Bevor sie ihm aber persönlich schrieb, wandte sich der Architekt und Bauleiter des Themsetunnels, Marc Isambart Brunel an Faraday. Seine Arbeiter wurden durch Gase krank, die aus dem Schlick der Themse, dem Abwasser der Millionen, entwichen. Mit Schwindel brächen selbst die stärksten Kerle zusammen, schwach bis zur Orientierungslosigkeit seien sie und erholten sich kaum. Brunel legte eine Probe des Schlicks bei, das Gas hatte er schon früher einmal geschickt. Faraday empfahl überreiche Belüftung, sonst wisse er leider auch nichts, und rief noch im selben Jahr eines Freitagabends den Hofarzt Dr. Peter Latham, der Faraday blass, schielend und so schwindelig vorfand, dass er kaum laufen konnte. Er selbst hielt sich für überarbeitet.

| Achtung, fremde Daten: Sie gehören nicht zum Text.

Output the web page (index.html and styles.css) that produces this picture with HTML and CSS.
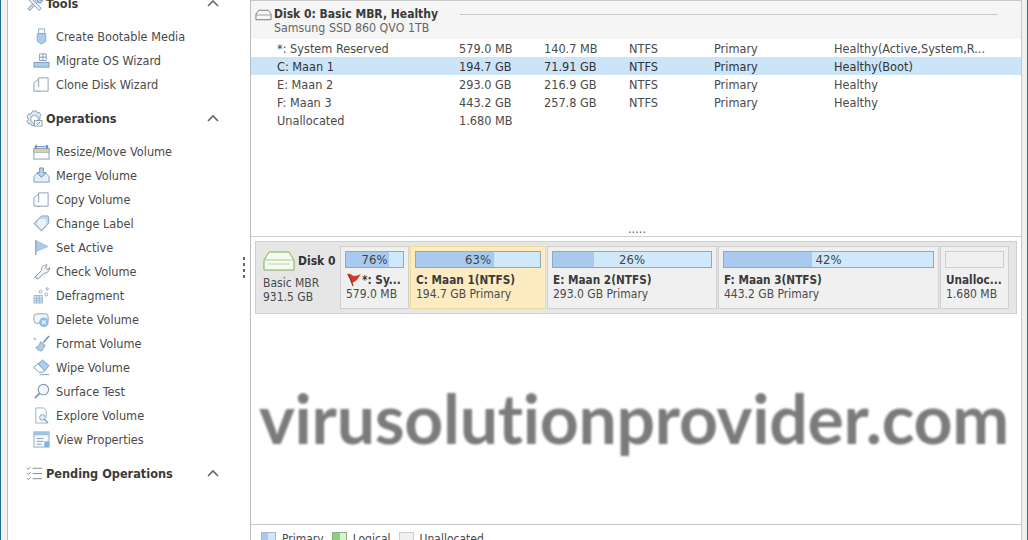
FILE: index.html
```html
<!DOCTYPE html>
<html lang="en">
<head>
    <meta charset="UTF-8">
    <title>Partition Wizard</title>
    <link rel="stylesheet" href="styles.css">
</head>
<body>
    <div class="window">
        <aside class="sidebar">
            <div class="side-inner">
                <div class="group-head tools-head">
                    <svg class="head-icon" viewBox="0 0 18 18"><path d="M2 14.500 12 4l2 2L4 16.500z" fill="#c5def3" stroke="#6f8ba3" stroke-width=".9"/><path d="M4 2l12 12-2 2.500L2 4z" fill="#eef3f7" stroke="#6f8ba3" stroke-width=".9"/><path d="M11 3c1-2 4-2 5.500 0l-2 1 1 2 2-.500c0 2-2 3.500-4 3z" fill="#b9d4ea" stroke="#6f8ba3" stroke-width=".8"/></svg>
                    <span>Tools</span>
                    <svg class="chevron" viewBox="0 0 12 8"><path d="M1 7l5-5 5 5" fill="none" stroke="#666" stroke-width="1.600"/></svg>
                </div>
                <ul class="items">
                    <li><svg class="icon" viewBox="0 0 18 18"><rect x="6" y="1" width="6" height="5" fill="#fff" stroke="#8aa9c4"/><path d="M4.500 6h9v8l-4.500 3-4.500-3z" fill="#a9cdee" stroke="#8aa9c4"/></svg>Create Bootable Media</li>
                    <li><svg class="icon" viewBox="0 0 18 18"><path d="M7 2h7v7H7zM10.500 2v7M7 5.500h7" fill="#fff" stroke="#7f9db9"/><rect x="1" y="11" width="16" height="5" fill="#a9cdee" stroke="#7f9db9"/></svg>Migrate OS Wizard</li>
                    <li><svg class="icon" viewBox="0 0 18 18"><path d="M1 16V7l4-3h3v12z" fill="#f4f8fb" stroke="#8aa0b3"/><path d="M6 12V2h10v14H4" fill="#fff" stroke="#8aa0b3"/></svg>Clone Disk Wizard</li>
                </ul>
                <div class="group-head">
                    <svg class="head-icon" viewBox="0 0 18 18"><path d="M7 1h4l1 2 2-.500 2 3-1.500 2 .500 2-2 2v-2a4 4 0 1 0-5 4l1 3H6l-1-2-2 .500-2-3 1.500-2L1 7l2-3 2 .500z" fill="#dbe8f2" stroke="#6f8ba3" stroke-width=".8"/><rect x="9" y="11" width="8" height="6" fill="#fff" stroke="#6f8ba3" stroke-width=".8"/><path d="M11 14l1.500 1.500 2.500-3" fill="none" stroke="#4f9a5b"/></svg>
                    <span>Operations</span>
                    <svg class="chevron" viewBox="0 0 12 8"><path d="M1 7l5-5 5 5" fill="none" stroke="#666" stroke-width="1.600"/></svg>
                </div>
                <ul class="items">
                    <li><svg class="icon" viewBox="0 0 18 18"><rect x="1" y="6" width="16" height="11" fill="#fff" stroke="#7f9db9"/><rect x="1" y="6" width="16" height="4" fill="#e9c9a0" stroke="#7f9db9" stroke-width=".6"/><path d="M2 4h14M2 4l2-2M2 4l2 2M16 4l-2-2M16 4l-2 2" fill="none" stroke="#4f86b8" stroke-width="1.200"/></svg>Resize/Move Volume</li>
                    <li><svg class="icon" viewBox="0 0 18 18"><path d="M1 10l3-3h10l3 3v6H1z" fill="#e5eff7" stroke="#7f9db9"/><path d="M7 1h4v5h3l-5 5-5-5h3z" fill="#b7d5ee" stroke="#6f8ba3"/></svg>Merge Volume</li>
                    <li><svg class="icon" viewBox="0 0 18 18"><path d="M1 16V7l4-3h3v12z" fill="#f4f8fb" stroke="#8aa0b3"/><path d="M6 12V2h10v14H4" fill="#fff" stroke="#8aa0b3"/></svg>Copy Volume</li>
                    <li><svg class="icon" viewBox="0 0 18 18"><path d="M9 1h7l1 7-8 9-8-8z" fill="#c5def3" stroke="#7f9db9"/><path d="M7 3.500h7l1 6-6 6-6-6z" fill="#e9f3fb" stroke="#a5c0d6" stroke-width=".6"/></svg>Change Label</li>
                    <li><svg class="icon" viewBox="0 0 18 18"><path d="M3 1v16" stroke="#7f9db9" stroke-width="1.400"/><path d="M4 2l12 6-12 5z" fill="#a9cdee" stroke="#8aa9c4" stroke-width=".6"/></svg>Set Active</li>
                    <li><svg class="icon" viewBox="0 0 18 18"><path d="M2 15l7-7c-1-3 2-6 6-6l-2 3 2 2 2.500-2c0 4-3 6-6 6l-6 6z" fill="#eef4f9" stroke="#7f94a8"/></svg>Check Volume</li>
                    <li><svg class="icon" viewBox="0 0 18 18"><path d="M1 9h9v8H1zM4 9v8M7 9v8M1 12h9M1 14.500h9" fill="#dce9f4" stroke="#8aa9c4" stroke-width=".8"/><circle cx="8" cy="5" r="1.500" fill="#fff" stroke="#7f94a8" stroke-width=".8"/><circle cx="15" cy="2" r="1.200" fill="#fff" stroke="#7f94a8" stroke-width=".8"/><circle cx="14" cy="8" r="1.500" fill="#fff" stroke="#7f94a8" stroke-width=".8"/></svg>Defragment</li>
                    <li><svg class="icon" viewBox="0 0 18 18"><rect x="1" y="3" width="15" height="10" rx="3" fill="#f1f6fa" stroke="#8aa0b3"/><circle cx="11.500" cy="12" r="5" fill="#8fbde3"/><path d="M9.500 10l4 4m0-4l-4 4" stroke="#fff" stroke-width="1.200"/></svg>Delete Volume</li>
                    <li><svg class="icon" viewBox="0 0 18 18"><path d="M17 1l-6 7" stroke="#6f8ba3" stroke-width="1.600"/><path d="M8 7l5 4-4 6c-3 0-5-2-6-4 2 0 4-2 5-6z" fill="#a9cdee" stroke="#6f8ba3" stroke-width=".7"/><circle cx="2" cy="4" r="1" fill="#fff" stroke="#7f94a8" stroke-width=".6"/></svg>Format Volume</li>
                    <li><svg class="icon" viewBox="0 0 18 18"><path d="M10 1l7 6-5 6H6L1 9z" fill="#a9cdee" stroke="#7f9db9"/><path d="M5 5l7 7-1 2H6L1 9z" fill="#fff" stroke="#7f9db9"/><path d="M7 16.500h10" stroke="#7f9db9"/></svg>Wipe Volume</li>
                    <li><svg class="icon" viewBox="0 0 18 18"><circle cx="11" cy="7" r="5.500" fill="#f2f8fd" stroke="#7f9db9" stroke-width="1.200"/><path d="M7 11l-5 5" stroke="#7f9db9" stroke-width="2"/></svg>Surface Test</li>
                    <li><svg class="icon" viewBox="0 0 18 18"><path d="M3 1h8l3 3v7M3 1v16h12" fill="#fff" stroke="#9aaebf"/><circle cx="10" cy="11" r="3" fill="#e2eef8" stroke="#7f9db9"/><path d="M12 13l4 4" stroke="#7f9db9" stroke-width="1.400"/></svg>Explore Volume</li>
                    <li><svg class="icon" viewBox="0 0 18 18"><rect x="1" y="1" width="16" height="16" fill="#f4f8fb" stroke="#8aa9c4"/><rect x="1" y="1" width="16" height="3.500" fill="#9cc4e6"/><path d="M4 8h7M4 11h7M4 14h5" stroke="#8aa0b3"/><rect x="12" y="11" width="5" height="6" fill="#7fb2df"/></svg>View Properties</li>
                </ul>
                <div class="group-head pending-head">
                    <svg class="head-icon" viewBox="0 0 18 18"><path d="M7 3.500h10M7 9h10M7 14.500h10" stroke="#8a8a8a"/><path d="M1 3l1.500 1.500L5 2M1 8.500L2.500 10 5 7.500M1 14l1.500 1.500L5 13" fill="none" stroke="#777" stroke-width=".9"/></svg>
                    <span>Pending Operations</span>
                    <svg class="chevron" viewBox="0 0 12 8"><path d="M1 7l5-5 5 5" fill="none" stroke="#666" stroke-width="1.600"/></svg>
                </div>
            </div>
            <div class="grip"><i></i><i></i><i></i><i></i></div>
        </aside>

        <main class="content">
            <div class="disk-head">
                <svg class="disk-head-icon" viewBox="0 0 18 12"><path d="M1 11V5l3-4h10l3 4v6z" fill="#f7f7f7" stroke="#777"/><path d="M1 6h16" stroke="#999"/></svg>
                <div class="disk-head-text">
                    <b>Disk 0: Basic MBR, Healthy</b>
                    <span>Samsung SSD 860 QVO 1TB</span>
                </div>
                <div class="disk-head-line"></div>
            </div>
            <div class="table">
                <div class="row"><span>*: System Reserved</span><span>579.0 MB</span><span>140.7 MB</span><span>NTFS</span><span>Primary</span><span>Healthy(Active,System,R...</span></div>
                <div class="row selected"><span>C: Maan 1</span><span>194.7 GB</span><span>71.91 GB</span><span>NTFS</span><span>Primary</span><span>Healthy(Boot)</span></div>
                <div class="row"><span>E: Maan 2</span><span>293.0 GB</span><span>216.9 GB</span><span>NTFS</span><span>Primary</span><span>Healthy</span></div>
                <div class="row"><span>F: Maan 3</span><span>443.2 GB</span><span>257.8 GB</span><span>NTFS</span><span>Primary</span><span>Healthy</span></div>
                <div class="row"><span>Unallocated</span><span>1.680 MB</span></div>
            </div>
            <div class="splitter">.....</div>
            <div class="disk-map">
                <div class="disk-info">
                    <div class="disk-title">
                        <svg class="disk-icon" viewBox="0 0 32 20"><path d="M1 19V9l5-8h20l5 8v10z" fill="#f5fbef" stroke="#7fae5a"/><path d="M1 9h30" stroke="#a7c98c"/><path d="M5 13h22" stroke="#b9d3a5"/></svg>
                        <b>Disk 0</b>
                    </div>
                    <div>Basic MBR</div>
                    <div>931.5 GB</div>
                </div>
                <div class="part part-sys">
                    <div class="bar"><div class="fill" style="width:76%"></div><span>76%</span></div>
                    <div class="part-name"><svg class="flag" viewBox="0 0 16 14"><path d="M1 1c4-1 5 2 7 2s5-1 7-2l-4 6-3 2-2 1z" fill="#d43a2a"/><path d="M3 2l4 11" stroke="#7a3a30" stroke-width="1.200"/></svg><b>*: Sy...</b></div>
                    <div class="part-size">579.0 MB</div>
                </div>
                <div class="part part-c selected">
                    <div class="bar"><div class="fill" style="width:63%"></div><span>63%</span></div>
                    <div class="part-name"><b>C: Maan 1(NTFS)</b></div>
                    <div class="part-size">194.7 GB Primary</div>
                </div>
                <div class="part part-e">
                    <div class="bar"><div class="fill" style="width:26%"></div><span>26%</span></div>
                    <div class="part-name"><b>E: Maan 2(NTFS)</b></div>
                    <div class="part-size">293.0 GB Primary</div>
                </div>
                <div class="part part-f">
                    <div class="bar"><div class="fill" style="width:42%"></div><span>42%</span></div>
                    <div class="part-name"><b>F: Maan 3(NTFS)</b></div>
                    <div class="part-size">443.2 GB Primary</div>
                </div>
                <div class="part part-un">
                    <div class="bar empty"></div>
                    <div class="part-name"><b>Unalloc...</b></div>
                    <div class="part-size">1.680 MB</div>
                </div>
            </div>
            <div class="watermark">virusolutionprovider.com</div>
            <div class="legend">
                <span class="legend-item"><i class="swatch primary"></i>Primary</span>
                <span class="legend-item"><i class="swatch logical"></i>Logical</span>
                <span class="legend-item"><i class="swatch unalloc"></i>Unallocated</span>
            </div>
        </main>
    </div>
</body>
</html>
```

FILE: styles.css
```css
html, body {
    margin: 0;
    padding: 0;
    height: 540px;
    overflow: hidden;
}
body {
    background: #f0f0f0;
    font-family: 'DejaVu Sans Condensed', 'DejaVu Sans', sans-serif;
    font-size: 12.6px;
    color: #4a4a4a;
}
.window {
    height: 540px;
    box-sizing: border-box;
    border-left: 1px solid #1f6f96;
    border-right: 1px solid #1f6f96;
    padding: 0 5px 0 6px;
    display: flex;
}
.sidebar {
    position: relative;
    width: 244px;
    flex: none;
    box-sizing: border-box;
    background: #fff;
    border-left: 1px solid #bdbdbd;
    border-right: 1px solid #bdbdbd;
    overflow: hidden;
}
.side-inner {
    margin-top: -9px;
}
.group-head {
    height: 24px;
    display: flex;
    align-items: center;
    padding-left: 18px;
    margin-top: 10px;
    margin-bottom: 9px;
    font-weight: bold;
    font-size: 12.6px;
    color: #3a3a3a;
}
.tools-head {
    margin-top: 0;
    margin-bottom: 9px;
}
.pending-head {
    margin-top: 10px;
}
.head-icon {
    width: 17px;
    height: 17px;
    margin-right: 3px;
    flex: none;
}
.group-head span {
    flex: 1;
}
.chevron {
    width: 12px;
    height: 8px;
    margin-right: 31px;
}
.items {
    list-style: none;
    margin: 0;
    padding: 0;
}
.items li {
    height: 24px;
    display: flex;
    align-items: center;
    padding-left: 25px;
    padding-top: 1px;
    box-sizing: border-box;
    white-space: nowrap;
}
.icon {
    width: 17px;
    height: 17px;
    margin-right: 6px;
    flex: none;
}
.grip {
    position: absolute;
    right: 5px;
    top: 257px;
    display: flex;
    flex-direction: column;
    gap: 3px;
}
.grip i {
    width: 2px;
    height: 3px;
    background: #666;
}
.content {
    flex: 1;
    min-width: 0;
    background: #fff;
    border-right: 1px solid #c8c8c8;
    display: flex;
    flex-direction: column;
}
.disk-head {
    height: 39px;
    box-sizing: border-box;
    background: #f5f5f5;
    border-top: 1px solid #c8c8c8;
    padding: 6px 0 0 4px;
    display: flex;
    align-items: flex-start;
}
.disk-head-icon {
    width: 17px;
    height: 12px;
    margin: 2px 2px 0 0;
}
.disk-head-text {
    display: flex;
    flex-direction: column;
    line-height: 14px;
}
.disk-head-text b {
    color: #3a3a3a;
    font-size: 12px;
}
.disk-head-text span {
    color: #666;
    font-size: 12.3px;
    line-height: 15px;
}
.disk-head-line {
    flex: 1;
    height: 1px;
    background: #c8c8c8;
    margin: 7px 23px 0 22px;
}
.table {
    height: 187px;
    flex: none;
}
.row {
    height: 18px;
    line-height: 19px;
    display: grid;
    grid-template-columns: 182px 85px 85px 85px 120px 1fr;
    padding-left: 26px;
}
.row.selected {
    background: #cce4f8;
    color: #333;
}
.splitter {
    height: 11px;
    line-height: 5px;
    flex: none;
    text-align: center;
    color: #555;
    border-bottom: 1px solid #cfcfcf;
    box-sizing: border-box;
    padding-left: 2px;
}
.disk-map {
    margin: 4px 4px 0 4px;
    height: 73px;
    box-sizing: border-box;
    background: #e6e6e6;
    border: 1px solid #cfcfcf;
    padding: 4px 6px 4px 0;
    display: flex;
    flex: none;
    line-height: 14px;
    font-size: 12px;
}
.disk-info {
    width: 84px;
    flex: none;
    box-sizing: border-box;
    padding: 4px 0 0 7px;
}
.disk-title {
    display: flex;
    align-items: center;
    gap: 3px;
    height: 22px;
    margin-bottom: 4px;
}
.disk-title b {
    color: #333;
}
.disk-icon {
    width: 32px;
    height: 20px;
}
.part {
    box-sizing: border-box;
    flex: none;
    background: #f0f0f0;
    border: 1px solid #d0d0d0;
    padding: 4px 4px 0 4px;
    margin-right: 1px;
    overflow: hidden;
}
.part.selected {
    background: #fdebc2;
    border-color: #f1d999;
}
.part-sys { width: 69px; }
.part-c { width: 136px; }
.part-e { width: 170px; }
.part-f { width: 221px; }
.part-un { width: 69px; }
.bar {
    position: relative;
    height: 17px;
    box-sizing: border-box;
    background: #cfe9fb;
    border: 1px solid #8fa9c2;
    text-align: center;
    line-height: 16px;
    font-size: 13px;
    color: #444;
    margin-bottom: 4px;
}
.bar span {
    position: relative;
}
.fill {
    position: absolute;
    left: 0;
    top: 0;
    bottom: 0;
    background: #a9c9ef;
}
.bar.empty {
    background: #f0f0f0;
    border-color: #cfcfcf;
}
.part-name {
    display: flex;
    align-items: center;
    height: 15px;
    padding-left: 1px;
    white-space: nowrap;
    color: #3a3a3a;
}
.part-name b {
    font-size: 11.7px;
}
.part-size {
    padding-left: 1px;
    white-space: nowrap;
}
.flag {
    width: 16px;
    height: 14px;
    flex: none;
}
.watermark {
    flex: 1;
    padding: 64px 0 0 8px;
    font-family: 'Lato', sans-serif;
    font-weight: 700;
    font-size: 68px;
    letter-spacing: -0.3px;
    line-height: 80px;
    font-variant-ligatures: none;
    color: #7b7b7b;
    white-space: nowrap;
    filter: blur(0.8px);
}
.legend {
    height: 16px;
    flex: none;
    box-sizing: border-box;
    border-top: 1px solid #c8c8c8;
    display: flex;
    gap: 8px;
    padding: 7px 0 0 10px;
    line-height: 14px;
    font-size: 12px;
    white-space: nowrap;
}
.legend-item {
    display: flex;
}
.swatch {
    width: 15px;
    height: 14px;
    margin-right: 6px;
    box-sizing: border-box;
    border: 1px solid #a9b9c9;
}
.swatch.primary {
    background: linear-gradient(90deg, #a9c9ef 50%, #cfe9fb 50%);
}
.swatch.logical {
    background: linear-gradient(90deg, #8fd080 50%, #d8f3cf 50%);
    border-color: #8fae85;
}
.swatch.unalloc {
    background: #f0f0f0;
    border-color: #cfcfcf;
}
```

Der Arzt ließ ihn an beiden Schläfen zur Ader. Dann schickte er ihn, nicht ohne dass Faraday am nächsten Tag noch die Vorlesung gehalten hätte, nach Brighton: totales Arbeitsverbot. Nach drei Wochen kam er für wenige Tage in die Stadt, in besserer Verfassung, so meinte er, aber noch mit schlimmen Kopfschmerzen und anderen »fliegenden Gefühlen«, sodass weiteres Pausieren sicher das Beste sei.
Der Chemiker John Frederic Daniell schlug ihm vor, aus der Stadt zu ziehen, die Aufregung der Albemarle Street sei es doch, die zu groß sei für die Gesundheit.
An Jean-Baptiste-André Dumas in Paris schrieb Faraday, er habe als Einsiedler und unsozial, wie er sei, kein Recht, die Vorteile einer Gesellschaft in Anspruch zu nehmen, zu der er seinen Teil nicht beitrage. Dies gelte auch dann, wenn es, wie er hoffe, nicht durch ein kaltes oder mürrisches Herz, sondern durch die Umstände begründet sei, zu denen mentale Erschöpfung und der Verlust des Gedächtnisses gehörten. Dumas hatte Faraday zur Wahl des Auswärtigen Mitarbeiters der Académie Française nominiert. Die Zeit, mehr als ein korrespondierendes Mitglied zu sein, das fühlte Faraday deutlich, war vorbei.
Er vertauschte Namen und Monate und schrieb kaum einen Brief ohne Bemerkung zum Nachlassen der Kräfte. Und einmal, ohne zu wissen, was er in den Minuten vor dem Auspacken getan hatte, hielt er einen Stich in der Hand, den er sich gewünscht hatte. Er zeigte eine junge Dame, die linke Schulter im Vordergrund, einen Fächer unbeachtet in Händen, den Unterarm entblößt, Blumen im Haar. Eine spitze Nase sah aus dem Bild heraus, mit Augen und Mund, die Faraday nicht zarter, nicht galanter, nicht mit gespielterer Unschuld und frecher ansehen konnten. Es tue ihr leid, ließ ihn die Gräfin Lovelace im Begleitschreiben wissen, keinen Abzug mehr zu haben, den sie hätte signieren können.